What you should do: In the data below, find each line containing the string "components" and return it.

Data records:
^^^^

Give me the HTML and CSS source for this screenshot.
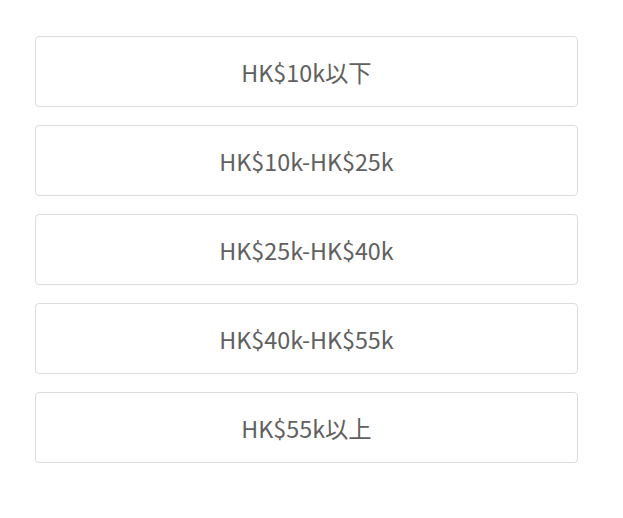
FILE: index.html
```html
<!DOCTYPE html>
<html lang="zh-HK">
<head>
    <meta charset="UTF-8">
    <meta name="viewport" content="width=device-width, initial-scale=1.0">
    <title>Salary Range</title>
    <link rel="stylesheet" href="styles.css">
</head>
<body>
    <div class="options">
        <button class="option">HK$10k以下</button>
        <button class="option">HK$10k-HK$25k</button>
        <button class="option">HK$25k-HK$40k</button>
        <button class="option">HK$40k-HK$55k</button>
        <button class="option">HK$55k以上</button>
    </div>
</body>
</html>
```

FILE: styles.css
```css
/* Basic reset */
* {
    margin: 0;
    padding: 0;
    box-sizing: border-box;
}

body {
    font-family: "Noto Sans CJK SC", "Noto Sans", sans-serif;
    background-color: #fff;
}

/* List of range options */
.options {
    display: flex;
    flex-direction: column;
    gap: 18px;
    padding: 36px 45px 0 35px;
}

.option {
    height: 71px;
    background-color: #fff;
    border: 1px solid #dcdcdc;
    border-radius: 4px;
    font-family: inherit;
    font-size: 23.3px;
    color: #606060;
    cursor: pointer;
}
```
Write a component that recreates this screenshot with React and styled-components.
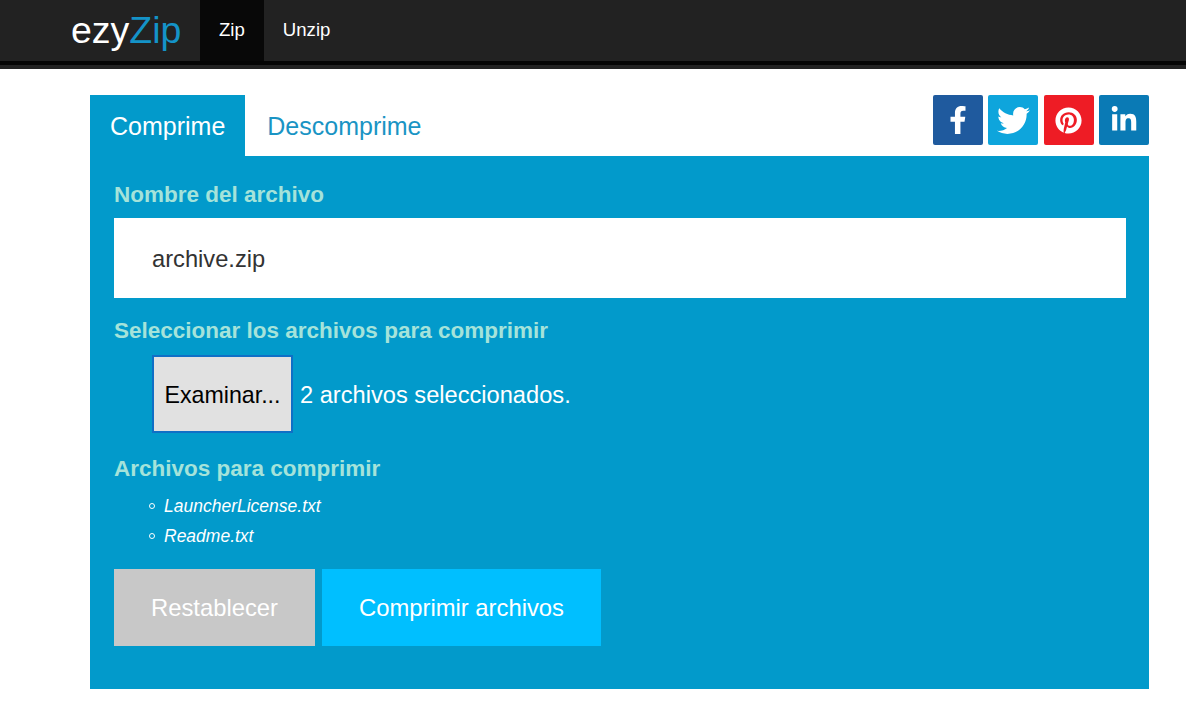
import React from 'react'
import styled, { createGlobalStyle } from 'styled-components'
import { FaFacebookF, FaTwitter, FaPinterest, FaLinkedinIn } from 'react-icons/fa'

const GlobalStyle = createGlobalStyle`
  html, body { margin: 0; padding: 0; background: #fff; }
  body { font-family: "Liberation Sans", Arial, sans-serif; }
`

const socials = [
  { name: 'facebook', color: '#1f5a9e', icon: <FaFacebookF size={28} /> },
  { name: 'twitter', color: '#0ea5dc', icon: <FaTwitter size={33} /> },
  { name: 'pinterest', color: '#ee1c25', icon: <FaPinterest size={27} /> },
  { name: 'linkedin', color: '#0a7ab5', icon: <FaLinkedinIn size={28} /> }
]

const files = ['LauncherLicense.txt', 'Readme.txt']

export default function App () {
  return (
    <>
      <GlobalStyle />
      <Navbar>
        <Brand>ezy<BrandAccent>Zip</BrandAccent></Brand>
        <NavItem $active>Zip</NavItem>
        <NavItem>Unzip</NavItem>
      </Navbar>
      <Main>
        <TabRow>
          <Tab $active>Comprime</Tab>
          <Tab>Descomprime</Tab>
          <Socials>
            {socials.map(s => (
              <SocialLink key={s.name} $color={s.color}>{s.icon}</SocialLink>
            ))}
          </Socials>
        </TabRow>
        <Panel>
          <Label>Nombre del archivo</Label>
          <NameInput readOnly value='archive.zip' />
          <Label>Seleccionar los archivos para comprimir</Label>
          <FileRow>
            <BrowseButton>Examinar...</BrowseButton>
            <FileStatus>2 archivos seleccionados.</FileStatus>
          </FileRow>
          <Label>Archivos para comprimir</Label>
          <FileList>
            {files.map(f => <FileItem key={f}>{f}</FileItem>)}
          </FileList>
          <Actions>
            <ActionButton $color='#c8c8c8' $width={201}>Restablecer</ActionButton>
            <ActionButton $color='#00bfff' $width={279}>Comprimir archivos</ActionButton>
          </Actions>
        </Panel>
      </Main>
    </>
  )
}

const Navbar = styled.nav`
  display: flex;
  align-items: stretch;
  height: 61px;
  padding-left: 71px;
  background: #222;
  border-bottom: 4px solid #050505;
  box-shadow: 0 4px 0 #222;
`

const Brand = styled.div`
  width: 129px;
  font-size: 37.5px;
  line-height: 61px;
  color: #fff;
`

const BrandAccent = styled.span`
  color: #1493c8;
`

const NavItem = styled.div`
  padding: 0 19px;
  font-size: 18.6px;
  line-height: 59px;
  color: #fff;
  background: ${p => (p.$active ? '#080808' : 'transparent')};
`

const Main = styled.main`
  width: 1059px;
  margin: 30px 0 0 90px;
`

const TabRow = styled.div`
  display: flex;
  align-items: flex-start;
  height: 61px;
`

const Tab = styled.div`
  height: 61px;
  padding: 0 20px;
  margin-right: ${p => (p.$active ? '2px' : '0')};
  font-size: 25px;
  line-height: 63px;
  color: ${p => (p.$active ? '#fff' : '#1a94c4')};
  background: ${p => (p.$active ? '#029acb' : 'transparent')};
`

const Socials = styled.div`
  display: flex;
  gap: 5.33px;
  margin-left: auto;
`

const SocialLink = styled.a`
  display: flex;
  align-items: center;
  justify-content: center;
  width: 50px;
  height: 50px;
  border-radius: 2px;
  color: #fff;
  background: ${p => p.$color};
`

const Panel = styled.section`
  box-sizing: border-box;
  height: 533px;
  padding: 25px 23px 0 24px;
  background: #029acb;
`

const Label = styled.div`
  font-size: 22.5px;
  font-weight: bold;
  line-height: 28px;
  color: #a5e3da;
`

const NameInput = styled.input`
  display: block;
  box-sizing: border-box;
  width: 100%;
  height: 80px;
  margin: 9px 0 19px;
  padding: 2px 38px 0;
  border: 0;
  outline: 0;
  font-family: inherit;
  font-size: 23.7px;
  color: #333;
  background: #fff;
`

const FileRow = styled.div`
  display: flex;
  align-items: center;
  gap: 7px;
  margin: 10px 0 22px 38px;
`

const BrowseButton = styled.button`
  box-sizing: border-box;
  width: 141px;
  height: 78px;
  padding: 2px 0 0;
  border: 2px solid #0f6fc6;
  font-family: "Liberation Sans", Arial, sans-serif;
  font-size: 23.2px;
  color: #000;
  background: #e1e1e1;
`

const FileStatus = styled.span`
  padding-top: 2px;
  font-size: 23.65px;
  color: #fff;
`

const FileList = styled.ul`
  margin: 8px 0 0;
  padding: 0 0 0 50px;
  list-style: none;
`

const FileItem = styled.li`
  position: relative;
  font-size: 17.5px;
  font-style: italic;
  line-height: 30px;
  color: #fff;

  &::before {
    content: '';
    position: absolute;
    left: -15px;
    top: 12px;
    box-sizing: border-box;
    width: 6px;
    height: 6px;
    border: 1px solid #fff;
    border-radius: 50%;
  }
`

const Actions = styled.div`
  display: flex;
  gap: 7px;
  margin-top: 18px;
`

const ActionButton = styled.button`
  width: ${p => p.$width}px;
  height: 77px;
  padding: 0;
  border: 0;
  font-family: inherit;
  font-size: 23.8px;
  color: #fff;
  background: ${p => p.$color};
`
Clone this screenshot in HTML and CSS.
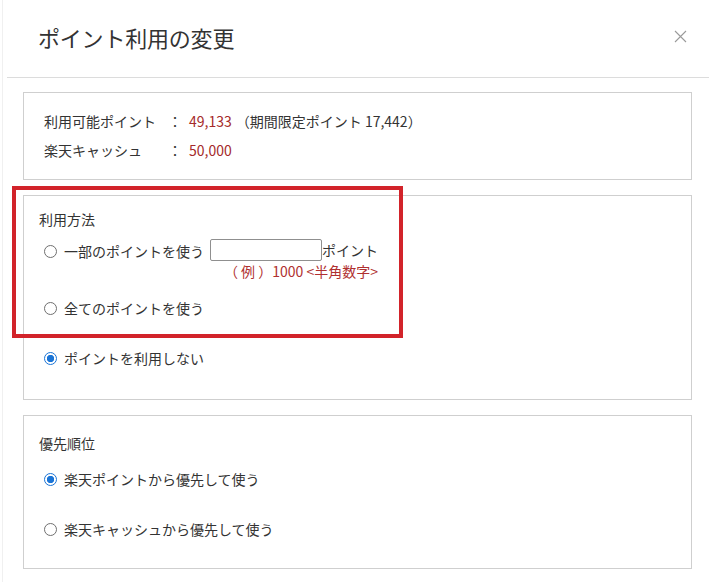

^^^^

Final result:
Write a component that recreates this screenshot with React and styled-components.
import styled, { createGlobalStyle } from 'styled-components'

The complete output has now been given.